--- BEGIN GIVEN RECORDS ---

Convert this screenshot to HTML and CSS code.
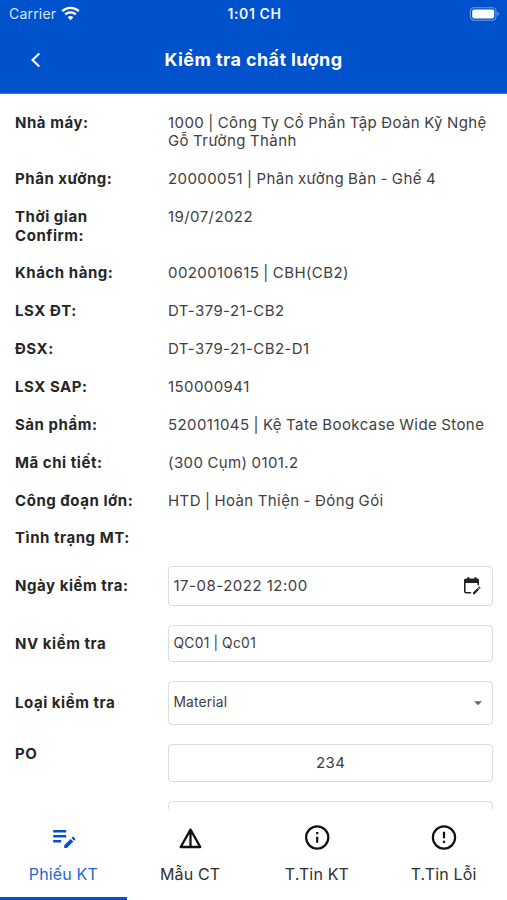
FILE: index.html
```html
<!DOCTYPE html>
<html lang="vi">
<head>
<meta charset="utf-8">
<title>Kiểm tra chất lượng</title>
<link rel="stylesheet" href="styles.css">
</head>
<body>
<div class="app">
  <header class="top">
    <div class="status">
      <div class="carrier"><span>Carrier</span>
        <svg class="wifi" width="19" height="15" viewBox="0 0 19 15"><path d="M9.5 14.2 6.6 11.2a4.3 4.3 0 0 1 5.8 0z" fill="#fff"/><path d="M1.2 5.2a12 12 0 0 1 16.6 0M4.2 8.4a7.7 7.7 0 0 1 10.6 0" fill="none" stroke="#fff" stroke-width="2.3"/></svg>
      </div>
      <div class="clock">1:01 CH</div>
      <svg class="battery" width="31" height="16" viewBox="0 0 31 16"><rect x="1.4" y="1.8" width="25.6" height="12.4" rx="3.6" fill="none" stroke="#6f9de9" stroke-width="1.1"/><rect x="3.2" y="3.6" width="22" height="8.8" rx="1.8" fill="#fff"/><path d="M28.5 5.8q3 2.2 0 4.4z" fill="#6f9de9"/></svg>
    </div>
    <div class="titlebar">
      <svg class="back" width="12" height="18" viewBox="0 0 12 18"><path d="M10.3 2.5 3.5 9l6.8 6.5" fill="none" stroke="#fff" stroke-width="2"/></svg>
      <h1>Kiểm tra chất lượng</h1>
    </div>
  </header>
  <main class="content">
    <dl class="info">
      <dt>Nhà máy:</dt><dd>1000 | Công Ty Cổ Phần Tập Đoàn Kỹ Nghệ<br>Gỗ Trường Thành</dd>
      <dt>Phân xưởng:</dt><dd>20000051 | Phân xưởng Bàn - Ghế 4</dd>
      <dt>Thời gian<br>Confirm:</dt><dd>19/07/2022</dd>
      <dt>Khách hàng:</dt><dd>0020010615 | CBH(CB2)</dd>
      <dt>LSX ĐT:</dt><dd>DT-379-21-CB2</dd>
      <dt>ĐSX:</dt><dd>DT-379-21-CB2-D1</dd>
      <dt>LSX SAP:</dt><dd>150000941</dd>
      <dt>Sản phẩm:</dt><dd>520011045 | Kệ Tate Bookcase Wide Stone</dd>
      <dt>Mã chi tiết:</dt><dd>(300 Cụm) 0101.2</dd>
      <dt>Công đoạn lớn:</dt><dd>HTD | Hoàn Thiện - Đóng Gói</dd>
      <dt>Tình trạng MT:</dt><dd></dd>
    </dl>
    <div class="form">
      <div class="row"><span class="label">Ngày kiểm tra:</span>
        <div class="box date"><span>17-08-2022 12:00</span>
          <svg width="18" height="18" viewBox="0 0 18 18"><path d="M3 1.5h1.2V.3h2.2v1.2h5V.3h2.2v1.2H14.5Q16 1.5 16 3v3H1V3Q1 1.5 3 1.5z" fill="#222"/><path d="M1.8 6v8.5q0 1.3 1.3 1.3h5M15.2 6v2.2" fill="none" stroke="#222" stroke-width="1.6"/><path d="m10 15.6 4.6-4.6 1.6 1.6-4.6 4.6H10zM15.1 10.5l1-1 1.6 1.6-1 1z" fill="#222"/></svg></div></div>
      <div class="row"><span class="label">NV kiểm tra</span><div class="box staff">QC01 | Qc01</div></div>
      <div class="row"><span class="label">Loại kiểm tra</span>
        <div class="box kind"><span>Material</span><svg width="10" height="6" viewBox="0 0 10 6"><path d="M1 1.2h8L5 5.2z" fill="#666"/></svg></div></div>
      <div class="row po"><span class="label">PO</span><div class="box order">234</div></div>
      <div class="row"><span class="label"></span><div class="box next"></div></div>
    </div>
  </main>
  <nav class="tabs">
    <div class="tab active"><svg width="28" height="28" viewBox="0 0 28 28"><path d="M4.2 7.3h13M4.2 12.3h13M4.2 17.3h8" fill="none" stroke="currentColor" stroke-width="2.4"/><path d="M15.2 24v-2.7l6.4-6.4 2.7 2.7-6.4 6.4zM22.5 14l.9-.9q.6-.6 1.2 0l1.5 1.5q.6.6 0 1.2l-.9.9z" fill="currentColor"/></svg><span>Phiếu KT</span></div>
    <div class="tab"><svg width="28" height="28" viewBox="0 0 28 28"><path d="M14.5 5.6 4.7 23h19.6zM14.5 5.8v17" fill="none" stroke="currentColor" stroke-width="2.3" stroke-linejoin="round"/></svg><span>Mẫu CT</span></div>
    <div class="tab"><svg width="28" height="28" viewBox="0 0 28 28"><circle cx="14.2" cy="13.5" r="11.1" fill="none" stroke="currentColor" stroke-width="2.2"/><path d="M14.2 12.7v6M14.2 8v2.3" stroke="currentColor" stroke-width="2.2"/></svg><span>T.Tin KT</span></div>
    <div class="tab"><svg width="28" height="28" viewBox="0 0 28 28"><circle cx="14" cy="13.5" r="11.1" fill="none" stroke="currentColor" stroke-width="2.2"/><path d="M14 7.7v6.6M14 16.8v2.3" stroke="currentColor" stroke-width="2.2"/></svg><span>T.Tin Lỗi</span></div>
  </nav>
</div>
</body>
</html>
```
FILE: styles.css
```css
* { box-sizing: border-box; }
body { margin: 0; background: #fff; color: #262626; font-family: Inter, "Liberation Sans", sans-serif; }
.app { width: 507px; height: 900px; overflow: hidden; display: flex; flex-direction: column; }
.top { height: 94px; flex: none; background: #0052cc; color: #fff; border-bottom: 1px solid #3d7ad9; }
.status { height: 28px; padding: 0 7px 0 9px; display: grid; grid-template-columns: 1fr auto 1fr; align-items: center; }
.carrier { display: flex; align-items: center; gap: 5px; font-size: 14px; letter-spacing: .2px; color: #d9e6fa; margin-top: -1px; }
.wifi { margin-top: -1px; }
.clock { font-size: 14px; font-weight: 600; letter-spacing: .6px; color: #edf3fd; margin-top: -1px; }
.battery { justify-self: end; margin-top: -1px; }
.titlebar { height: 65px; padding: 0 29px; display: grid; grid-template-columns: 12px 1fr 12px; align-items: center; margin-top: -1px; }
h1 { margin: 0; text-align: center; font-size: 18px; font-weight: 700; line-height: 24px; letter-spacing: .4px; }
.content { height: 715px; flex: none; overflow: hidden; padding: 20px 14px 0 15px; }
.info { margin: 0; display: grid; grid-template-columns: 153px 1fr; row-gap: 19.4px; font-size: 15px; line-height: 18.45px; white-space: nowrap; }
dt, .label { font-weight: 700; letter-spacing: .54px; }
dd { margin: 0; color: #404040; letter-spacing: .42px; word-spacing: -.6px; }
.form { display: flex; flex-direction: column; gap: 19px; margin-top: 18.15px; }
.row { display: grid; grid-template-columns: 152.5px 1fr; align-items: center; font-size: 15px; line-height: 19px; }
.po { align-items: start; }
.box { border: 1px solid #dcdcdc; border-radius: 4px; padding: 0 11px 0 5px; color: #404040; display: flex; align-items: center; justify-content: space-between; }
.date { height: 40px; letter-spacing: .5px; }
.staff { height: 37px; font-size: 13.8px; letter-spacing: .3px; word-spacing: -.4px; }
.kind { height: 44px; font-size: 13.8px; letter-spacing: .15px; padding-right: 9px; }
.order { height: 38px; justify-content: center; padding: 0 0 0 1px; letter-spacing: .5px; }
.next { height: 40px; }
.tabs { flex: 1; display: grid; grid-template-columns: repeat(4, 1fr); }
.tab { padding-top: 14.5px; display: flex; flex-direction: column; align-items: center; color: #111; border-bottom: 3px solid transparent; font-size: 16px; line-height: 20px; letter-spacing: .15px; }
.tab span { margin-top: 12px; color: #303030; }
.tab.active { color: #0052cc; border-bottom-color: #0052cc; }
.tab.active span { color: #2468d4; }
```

--- END GIVEN RECORDS ---
--- BEGIN GIVEN RECORDS ---

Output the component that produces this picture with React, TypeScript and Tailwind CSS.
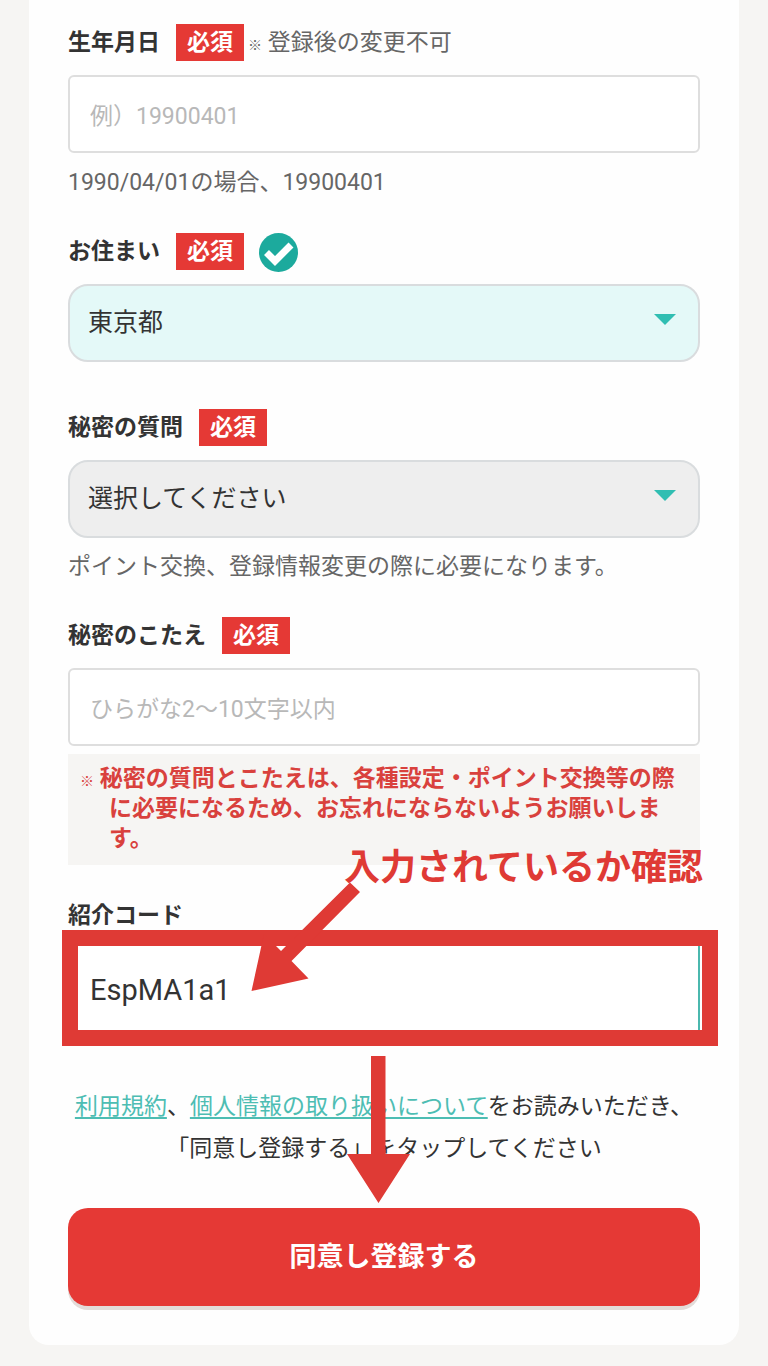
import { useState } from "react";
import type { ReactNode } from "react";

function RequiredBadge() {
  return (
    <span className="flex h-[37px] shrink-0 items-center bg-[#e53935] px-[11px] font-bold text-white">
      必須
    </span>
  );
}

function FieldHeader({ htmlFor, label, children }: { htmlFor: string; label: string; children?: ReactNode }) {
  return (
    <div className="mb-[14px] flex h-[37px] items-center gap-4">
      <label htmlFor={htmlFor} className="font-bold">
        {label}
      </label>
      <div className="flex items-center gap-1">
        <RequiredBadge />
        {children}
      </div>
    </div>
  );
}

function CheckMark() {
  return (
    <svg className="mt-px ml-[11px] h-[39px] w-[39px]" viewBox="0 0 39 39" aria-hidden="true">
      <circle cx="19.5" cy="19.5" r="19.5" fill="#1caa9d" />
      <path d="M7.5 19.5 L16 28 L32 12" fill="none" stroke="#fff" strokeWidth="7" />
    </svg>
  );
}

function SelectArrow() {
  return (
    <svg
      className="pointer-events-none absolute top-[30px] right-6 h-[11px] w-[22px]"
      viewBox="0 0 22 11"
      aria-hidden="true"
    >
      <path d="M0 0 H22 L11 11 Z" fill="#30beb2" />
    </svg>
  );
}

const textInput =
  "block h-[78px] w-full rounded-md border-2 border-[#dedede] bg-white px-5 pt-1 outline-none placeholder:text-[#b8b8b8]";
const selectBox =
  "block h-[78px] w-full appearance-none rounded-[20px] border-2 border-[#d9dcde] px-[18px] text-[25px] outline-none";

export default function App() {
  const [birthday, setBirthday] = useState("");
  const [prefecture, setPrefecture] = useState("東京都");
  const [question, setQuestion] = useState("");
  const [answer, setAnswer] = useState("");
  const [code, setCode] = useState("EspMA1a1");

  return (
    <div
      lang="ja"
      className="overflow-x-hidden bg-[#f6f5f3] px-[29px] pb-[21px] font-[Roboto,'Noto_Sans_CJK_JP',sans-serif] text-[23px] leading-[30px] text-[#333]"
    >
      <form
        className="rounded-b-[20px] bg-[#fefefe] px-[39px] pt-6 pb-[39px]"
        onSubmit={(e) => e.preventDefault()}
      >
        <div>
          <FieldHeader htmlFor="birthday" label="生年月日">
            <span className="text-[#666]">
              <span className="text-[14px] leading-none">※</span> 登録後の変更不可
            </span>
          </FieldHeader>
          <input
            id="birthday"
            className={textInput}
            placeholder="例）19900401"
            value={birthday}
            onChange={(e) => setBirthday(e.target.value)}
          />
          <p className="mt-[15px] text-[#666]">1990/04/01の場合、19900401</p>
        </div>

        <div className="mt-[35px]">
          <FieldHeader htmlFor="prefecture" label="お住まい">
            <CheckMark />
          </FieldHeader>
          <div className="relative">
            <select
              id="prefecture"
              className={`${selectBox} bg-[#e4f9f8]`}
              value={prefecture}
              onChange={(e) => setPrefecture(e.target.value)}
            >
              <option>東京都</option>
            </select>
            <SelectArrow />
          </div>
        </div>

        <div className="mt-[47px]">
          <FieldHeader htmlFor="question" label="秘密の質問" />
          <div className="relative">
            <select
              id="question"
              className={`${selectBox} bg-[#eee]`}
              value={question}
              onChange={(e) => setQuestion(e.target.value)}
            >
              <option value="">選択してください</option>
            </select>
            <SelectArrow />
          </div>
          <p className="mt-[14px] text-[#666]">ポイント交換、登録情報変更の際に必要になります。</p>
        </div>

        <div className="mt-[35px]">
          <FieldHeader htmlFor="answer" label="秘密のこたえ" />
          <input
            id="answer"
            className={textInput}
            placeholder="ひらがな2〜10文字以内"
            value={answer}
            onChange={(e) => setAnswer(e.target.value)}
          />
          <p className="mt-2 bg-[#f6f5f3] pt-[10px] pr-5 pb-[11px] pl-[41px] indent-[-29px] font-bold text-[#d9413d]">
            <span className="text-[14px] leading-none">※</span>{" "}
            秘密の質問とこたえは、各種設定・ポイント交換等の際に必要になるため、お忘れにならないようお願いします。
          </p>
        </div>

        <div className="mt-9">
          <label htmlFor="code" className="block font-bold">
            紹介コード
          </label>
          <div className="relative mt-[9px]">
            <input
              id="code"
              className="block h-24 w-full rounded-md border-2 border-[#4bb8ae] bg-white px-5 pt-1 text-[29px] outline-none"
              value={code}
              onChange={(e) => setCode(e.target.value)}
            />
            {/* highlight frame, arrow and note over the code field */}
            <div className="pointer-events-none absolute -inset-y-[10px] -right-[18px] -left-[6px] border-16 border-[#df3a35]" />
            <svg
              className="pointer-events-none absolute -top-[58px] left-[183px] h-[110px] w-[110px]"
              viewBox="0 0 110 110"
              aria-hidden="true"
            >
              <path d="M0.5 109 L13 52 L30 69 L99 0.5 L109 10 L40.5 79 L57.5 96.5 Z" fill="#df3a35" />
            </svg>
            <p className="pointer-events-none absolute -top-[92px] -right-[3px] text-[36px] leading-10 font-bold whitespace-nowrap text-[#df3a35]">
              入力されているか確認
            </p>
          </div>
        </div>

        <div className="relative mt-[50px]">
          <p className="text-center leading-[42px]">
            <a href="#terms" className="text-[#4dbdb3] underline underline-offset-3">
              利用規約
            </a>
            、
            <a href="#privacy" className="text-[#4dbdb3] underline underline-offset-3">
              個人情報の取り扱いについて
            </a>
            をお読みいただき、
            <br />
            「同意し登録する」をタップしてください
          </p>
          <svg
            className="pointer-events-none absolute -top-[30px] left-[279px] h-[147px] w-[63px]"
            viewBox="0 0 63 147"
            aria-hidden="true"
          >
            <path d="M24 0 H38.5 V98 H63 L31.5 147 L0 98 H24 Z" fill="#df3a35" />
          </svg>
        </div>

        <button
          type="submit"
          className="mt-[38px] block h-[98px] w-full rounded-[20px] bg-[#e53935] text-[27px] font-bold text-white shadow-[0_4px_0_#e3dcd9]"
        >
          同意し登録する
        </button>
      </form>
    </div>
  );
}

--- END GIVEN RECORDS ---

* _EXERCISE BRIEF_
Give the number of lines in the records that contain the string "this", and nothing besides.

* _TASK RESPONSE_
2